— Problem description —
Can you print the data exactly and leave out each image?
╔══
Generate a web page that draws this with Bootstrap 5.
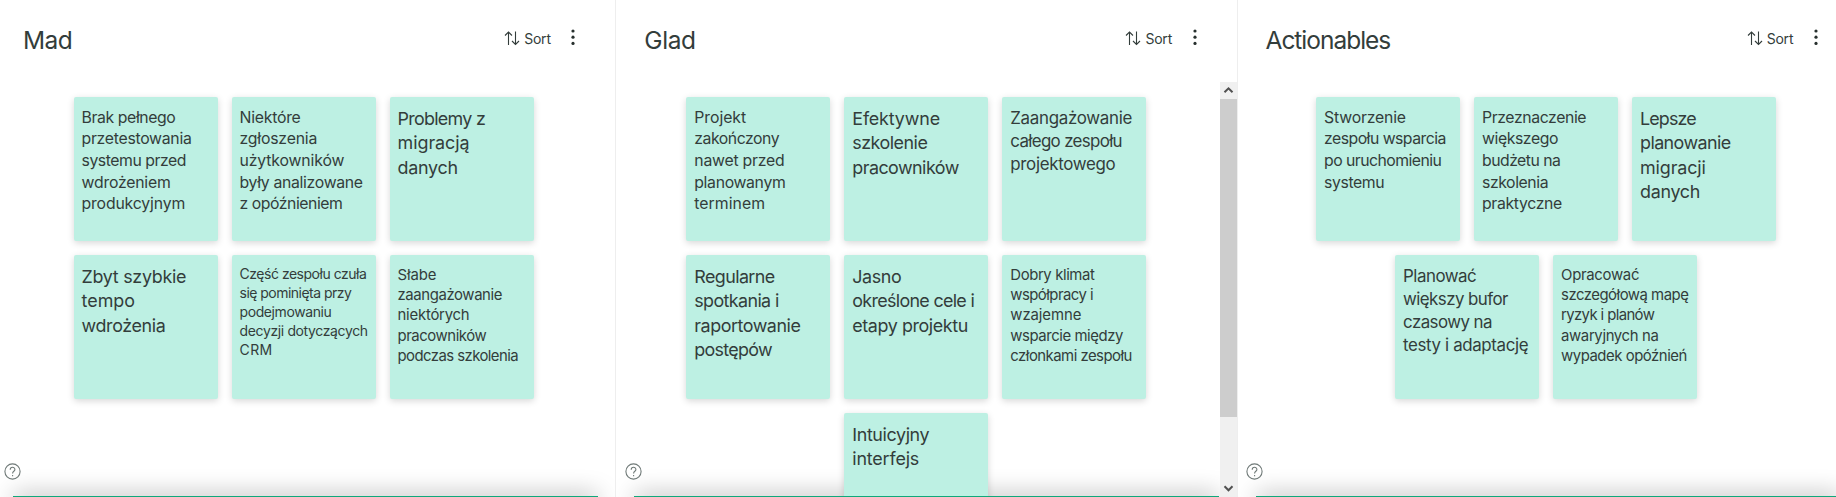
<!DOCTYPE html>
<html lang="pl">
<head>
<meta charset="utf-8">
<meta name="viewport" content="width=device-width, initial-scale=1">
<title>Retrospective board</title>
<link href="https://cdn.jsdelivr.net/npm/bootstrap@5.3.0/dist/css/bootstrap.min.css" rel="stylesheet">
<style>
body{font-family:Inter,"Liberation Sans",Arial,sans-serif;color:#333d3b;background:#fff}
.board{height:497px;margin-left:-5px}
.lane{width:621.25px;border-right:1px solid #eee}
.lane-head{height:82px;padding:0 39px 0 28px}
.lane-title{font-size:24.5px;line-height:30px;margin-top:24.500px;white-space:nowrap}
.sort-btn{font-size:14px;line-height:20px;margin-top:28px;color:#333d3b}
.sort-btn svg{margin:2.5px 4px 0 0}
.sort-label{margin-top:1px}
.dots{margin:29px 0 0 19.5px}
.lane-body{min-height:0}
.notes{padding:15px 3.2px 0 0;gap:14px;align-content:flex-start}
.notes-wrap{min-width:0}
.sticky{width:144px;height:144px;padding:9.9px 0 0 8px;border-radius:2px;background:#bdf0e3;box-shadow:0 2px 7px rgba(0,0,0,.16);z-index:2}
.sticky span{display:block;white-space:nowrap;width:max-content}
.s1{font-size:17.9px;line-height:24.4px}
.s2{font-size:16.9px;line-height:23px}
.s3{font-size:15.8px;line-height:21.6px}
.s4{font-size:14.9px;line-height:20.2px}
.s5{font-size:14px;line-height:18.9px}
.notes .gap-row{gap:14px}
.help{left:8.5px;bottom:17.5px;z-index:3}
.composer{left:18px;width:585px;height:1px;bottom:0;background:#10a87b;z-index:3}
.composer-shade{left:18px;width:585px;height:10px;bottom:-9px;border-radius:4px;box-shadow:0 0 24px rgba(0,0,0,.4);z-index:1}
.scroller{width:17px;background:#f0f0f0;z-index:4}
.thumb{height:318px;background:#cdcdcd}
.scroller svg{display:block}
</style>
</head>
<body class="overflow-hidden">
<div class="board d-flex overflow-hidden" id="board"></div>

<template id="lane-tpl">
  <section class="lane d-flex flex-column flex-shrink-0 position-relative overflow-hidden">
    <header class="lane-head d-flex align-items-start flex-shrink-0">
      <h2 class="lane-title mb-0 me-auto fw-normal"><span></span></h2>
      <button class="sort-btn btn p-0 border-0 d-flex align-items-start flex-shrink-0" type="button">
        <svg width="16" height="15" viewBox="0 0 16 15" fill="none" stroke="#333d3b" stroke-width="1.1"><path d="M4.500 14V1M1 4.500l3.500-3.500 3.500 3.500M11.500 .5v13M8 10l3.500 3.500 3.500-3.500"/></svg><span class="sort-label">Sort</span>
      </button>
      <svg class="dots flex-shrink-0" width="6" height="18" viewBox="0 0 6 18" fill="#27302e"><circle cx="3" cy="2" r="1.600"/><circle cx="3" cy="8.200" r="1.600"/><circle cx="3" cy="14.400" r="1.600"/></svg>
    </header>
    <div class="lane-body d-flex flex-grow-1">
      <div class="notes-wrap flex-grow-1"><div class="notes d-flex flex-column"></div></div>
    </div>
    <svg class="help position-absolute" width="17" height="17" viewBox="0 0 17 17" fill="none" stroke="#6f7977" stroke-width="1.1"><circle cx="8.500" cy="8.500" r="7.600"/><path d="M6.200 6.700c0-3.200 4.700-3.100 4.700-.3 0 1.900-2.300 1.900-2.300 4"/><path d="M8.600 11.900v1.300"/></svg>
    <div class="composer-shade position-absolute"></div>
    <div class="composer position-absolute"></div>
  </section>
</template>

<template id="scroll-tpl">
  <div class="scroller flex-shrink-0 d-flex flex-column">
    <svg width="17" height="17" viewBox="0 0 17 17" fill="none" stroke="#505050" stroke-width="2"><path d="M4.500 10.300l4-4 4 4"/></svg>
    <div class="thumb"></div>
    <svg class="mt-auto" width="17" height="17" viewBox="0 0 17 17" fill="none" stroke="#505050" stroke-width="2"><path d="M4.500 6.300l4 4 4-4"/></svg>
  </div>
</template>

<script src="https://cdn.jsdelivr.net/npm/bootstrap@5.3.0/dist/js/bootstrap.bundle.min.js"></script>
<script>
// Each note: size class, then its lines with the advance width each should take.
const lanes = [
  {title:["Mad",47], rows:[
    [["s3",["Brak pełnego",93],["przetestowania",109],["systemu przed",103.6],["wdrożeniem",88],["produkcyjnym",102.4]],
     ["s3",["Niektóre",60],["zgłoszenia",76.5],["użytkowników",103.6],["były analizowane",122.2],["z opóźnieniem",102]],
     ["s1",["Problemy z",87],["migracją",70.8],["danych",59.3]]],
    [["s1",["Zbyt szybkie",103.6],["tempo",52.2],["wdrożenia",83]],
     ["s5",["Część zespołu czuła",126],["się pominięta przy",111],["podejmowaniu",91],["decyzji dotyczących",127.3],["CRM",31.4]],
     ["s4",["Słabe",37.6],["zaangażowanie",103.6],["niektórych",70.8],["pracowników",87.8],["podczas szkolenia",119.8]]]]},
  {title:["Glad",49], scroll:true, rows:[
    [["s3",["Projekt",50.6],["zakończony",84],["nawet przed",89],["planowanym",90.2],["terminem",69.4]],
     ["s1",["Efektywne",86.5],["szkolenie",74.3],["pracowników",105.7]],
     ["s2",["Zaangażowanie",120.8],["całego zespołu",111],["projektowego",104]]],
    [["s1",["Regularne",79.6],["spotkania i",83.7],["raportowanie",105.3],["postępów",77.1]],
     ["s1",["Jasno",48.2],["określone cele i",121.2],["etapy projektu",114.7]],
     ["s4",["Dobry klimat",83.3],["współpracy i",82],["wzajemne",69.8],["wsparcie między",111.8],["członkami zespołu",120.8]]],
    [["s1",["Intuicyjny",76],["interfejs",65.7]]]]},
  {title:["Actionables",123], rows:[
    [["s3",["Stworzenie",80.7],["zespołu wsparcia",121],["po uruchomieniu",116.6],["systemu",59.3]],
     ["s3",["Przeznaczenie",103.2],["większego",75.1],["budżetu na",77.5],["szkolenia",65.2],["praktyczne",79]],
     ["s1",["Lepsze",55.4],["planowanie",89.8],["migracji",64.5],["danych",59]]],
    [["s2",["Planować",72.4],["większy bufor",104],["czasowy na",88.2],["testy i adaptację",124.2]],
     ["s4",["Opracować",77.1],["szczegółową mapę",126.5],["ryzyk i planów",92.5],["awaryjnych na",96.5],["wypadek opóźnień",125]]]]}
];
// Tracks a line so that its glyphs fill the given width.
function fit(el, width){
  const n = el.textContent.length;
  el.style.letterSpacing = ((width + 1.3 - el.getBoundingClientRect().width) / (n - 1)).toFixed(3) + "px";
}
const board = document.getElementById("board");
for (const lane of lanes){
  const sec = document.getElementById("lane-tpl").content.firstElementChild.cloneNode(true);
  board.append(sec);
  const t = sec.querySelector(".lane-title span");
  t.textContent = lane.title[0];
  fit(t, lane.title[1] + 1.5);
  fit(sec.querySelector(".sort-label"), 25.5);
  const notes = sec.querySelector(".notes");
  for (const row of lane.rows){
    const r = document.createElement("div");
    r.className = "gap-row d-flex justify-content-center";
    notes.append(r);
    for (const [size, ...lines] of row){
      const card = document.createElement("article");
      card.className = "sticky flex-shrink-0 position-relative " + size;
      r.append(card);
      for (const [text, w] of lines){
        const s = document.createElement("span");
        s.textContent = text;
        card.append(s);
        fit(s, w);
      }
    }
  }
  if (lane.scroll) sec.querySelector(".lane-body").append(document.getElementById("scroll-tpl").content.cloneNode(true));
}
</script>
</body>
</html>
╚══
— Exercise output —
Generate a web page that draws this with Bootstrap 5.
<!DOCTYPE html>
<html lang="pl">
<head>
<meta charset="utf-8">
<meta name="viewport" content="width=device-width, initial-scale=1">
<title>Retrospective board</title>
<link href="https://cdn.jsdelivr.net/npm/bootstrap@5.3.0/dist/css/bootstrap.min.css" rel="stylesheet">
<style>
body{font-family:Inter,"Liberation Sans",Arial,sans-serif;color:#333d3b;background:#fff}
.board{height:497px;margin-left:-5px}
.lane{width:621.25px;border-right:1px solid #eee}
.lane-head{height:82px;padding:0 39px 0 28px}
.lane-title{font-size:24.5px;line-height:30px;margin-top:24.500px;white-space:nowrap}
.sort-btn{font-size:14px;line-height:20px;margin-top:28px;color:#333d3b}
.sort-btn svg{margin:2.5px 4px 0 0}
.sort-label{margin-top:1px}
.dots{margin:29px 0 0 19.5px}
.lane-body{min-height:0}
.notes{padding:15px 3.2px 0 0;gap:14px;align-content:flex-start}
.notes-wrap{min-width:0}
.sticky{width:144px;height:144px;padding:9.9px 0 0 8px;border-radius:2px;background:#bdf0e3;box-shadow:0 2px 7px rgba(0,0,0,.16);z-index:2}
.sticky span{display:block;white-space:nowrap;width:max-content}
.s1{font-size:17.9px;line-height:24.4px}
.s2{font-size:16.9px;line-height:23px}
.s3{font-size:15.8px;line-height:21.6px}
.s4{font-size:14.9px;line-height:20.2px}
.s5{font-size:14px;line-height:18.9px}
.notes .gap-row{gap:14px}
.help{left:8.5px;bottom:17.5px;z-index:3}
.composer{left:18px;width:585px;height:1px;bottom:0;background:#10a87b;z-index:3}
.composer-shade{left:18px;width:585px;height:10px;bottom:-9px;border-radius:4px;box-shadow:0 0 24px rgba(0,0,0,.4);z-index:1}
.scroller{width:17px;background:#f0f0f0;z-index:4}
.thumb{height:318px;background:#cdcdcd}
.scroller svg{display:block}
</style>
</head>
<body class="overflow-hidden">
<div class="board d-flex overflow-hidden" id="board"></div>

<template id="lane-tpl">
  <section class="lane d-flex flex-column flex-shrink-0 position-relative overflow-hidden">
    <header class="lane-head d-flex align-items-start flex-shrink-0">
      <h2 class="lane-title mb-0 me-auto fw-normal"><span></span></h2>
      <button class="sort-btn btn p-0 border-0 d-flex align-items-start flex-shrink-0" type="button">
        <svg width="16" height="15" viewBox="0 0 16 15" fill="none" stroke="#333d3b" stroke-width="1.1"><path d="M4.500 14V1M1 4.500l3.500-3.500 3.500 3.500M11.500 .5v13M8 10l3.500 3.500 3.500-3.500"/></svg><span class="sort-label">Sort</span>
      </button>
      <svg class="dots flex-shrink-0" width="6" height="18" viewBox="0 0 6 18" fill="#27302e"><circle cx="3" cy="2" r="1.600"/><circle cx="3" cy="8.200" r="1.600"/><circle cx="3" cy="14.400" r="1.600"/></svg>
    </header>
    <div class="lane-body d-flex flex-grow-1">
      <div class="notes-wrap flex-grow-1"><div class="notes d-flex flex-column"></div></div>
    </div>
    <svg class="help position-absolute" width="17" height="17" viewBox="0 0 17 17" fill="none" stroke="#6f7977" stroke-width="1.1"><circle cx="8.500" cy="8.500" r="7.600"/><path d="M6.200 6.700c0-3.200 4.700-3.100 4.700-.3 0 1.900-2.300 1.900-2.300 4"/><path d="M8.600 11.900v1.300"/></svg>
    <div class="composer-shade position-absolute"></div>
    <div class="composer position-absolute"></div>
  </section>
</template>

<template id="scroll-tpl">
  <div class="scroller flex-shrink-0 d-flex flex-column">
    <svg width="17" height="17" viewBox="0 0 17 17" fill="none" stroke="#505050" stroke-width="2"><path d="M4.500 10.300l4-4 4 4"/></svg>
    <div class="thumb"></div>
    <svg class="mt-auto" width="17" height="17" viewBox="0 0 17 17" fill="none" stroke="#505050" stroke-width="2"><path d="M4.500 6.300l4 4 4-4"/></svg>
  </div>
</template>

<script src="https://cdn.jsdelivr.net/npm/bootstrap@5.3.0/dist/js/bootstrap.bundle.min.js"></script>
<script>
// Each note: size class, then its lines with the advance width each should take.
const lanes = [
  {title:["Mad",47], rows:[
    [["s3",["Brak pełnego",93],["przetestowania",109],["systemu przed",103.6],["wdrożeniem",88],["produkcyjnym",102.4]],
     ["s3",["Niektóre",60],["zgłoszenia",76.5],["użytkowników",103.6],["były analizowane",122.2],["z opóźnieniem",102]],
     ["s1",["Problemy z",87],["migracją",70.8],["danych",59.3]]],
    [["s1",["Zbyt szybkie",103.6],["tempo",52.2],["wdrożenia",83]],
     ["s5",["Część zespołu czuła",126],["się pominięta przy",111],["podejmowaniu",91],["decyzji dotyczących",127.3],["CRM",31.4]],
     ["s4",["Słabe",37.6],["zaangażowanie",103.6],["niektórych",70.8],["pracowników",87.8],["podczas szkolenia",119.8]]]]},
  {title:["Glad",49], scroll:true, rows:[
    [["s3",["Projekt",50.6],["zakończony",84],["nawet przed",89],["planowanym",90.2],["terminem",69.4]],
     ["s1",["Efektywne",86.5],["szkolenie",74.3],["pracowników",105.7]],
     ["s2",["Zaangażowanie",120.8],["całego zespołu",111],["projektowego",104]]],
    [["s1",["Regularne",79.6],["spotkania i",83.7],["raportowanie",105.3],["postępów",77.1]],
     ["s1",["Jasno",48.2],["określone cele i",121.2],["etapy projektu",114.7]],
     ["s4",["Dobry klimat",83.3],["współpracy i",82],["wzajemne",69.8],["wsparcie między",111.8],["członkami zespołu",120.8]]],
    [["s1",["Intuicyjny",76],["interfejs",65.7]]]]},
  {title:["Actionables",123], rows:[
    [["s3",["Stworzenie",80.7],["zespołu wsparcia",121],["po uruchomieniu",116.6],["systemu",59.3]],
     ["s3",["Przeznaczenie",103.2],["większego",75.1],["budżetu na",77.5],["szkolenia",65.2],["praktyczne",79]],
     ["s1",["Lepsze",55.4],["planowanie",89.8],["migracji",64.5],["danych",59]]],
    [["s2",["Planować",72.4],["większy bufor",104],["czasowy na",88.2],["testy i adaptację",124.2]],
     ["s4",["Opracować",77.1],["szczegółową mapę",126.5],["ryzyk i planów",92.5],["awaryjnych na",96.5],["wypadek opóźnień",125]]]]}
];
// Tracks a line so that its glyphs fill the given width.
function fit(el, width){
  const n = el.textContent.length;
  el.style.letterSpacing = ((width + 1.3 - el.getBoundingClientRect().width) / (n - 1)).toFixed(3) + "px";
}
const board = document.getElementById("board");
for (const lane of lanes){
  const sec = document.getElementById("lane-tpl").content.firstElementChild.cloneNode(true);
  board.append(sec);
  const t = sec.querySelector(".lane-title span");
  t.textContent = lane.title[0];
  fit(t, lane.title[1] + 1.5);
  fit(sec.querySelector(".sort-label"), 25.5);
  const notes = sec.querySelector(".notes");
  for (const row of lane.rows){
    const r = document.createElement("div");
    r.className = "gap-row d-flex justify-content-center";
    notes.append(r);
    for (const [size, ...lines] of row){
      const card = document.createElement("article");
      card.className = "sticky flex-shrink-0 position-relative " + size;
      r.append(card);
      for (const [text, w] of lines){
        const s = document.createElement("span");
        s.textContent = text;
        card.append(s);
        fit(s, w);
      }
    }
  }
  if (lane.scroll) sec.querySelector(".lane-body").append(document.getElementById("scroll-tpl").content.cloneNode(true));
}
</script>
</body>
</html>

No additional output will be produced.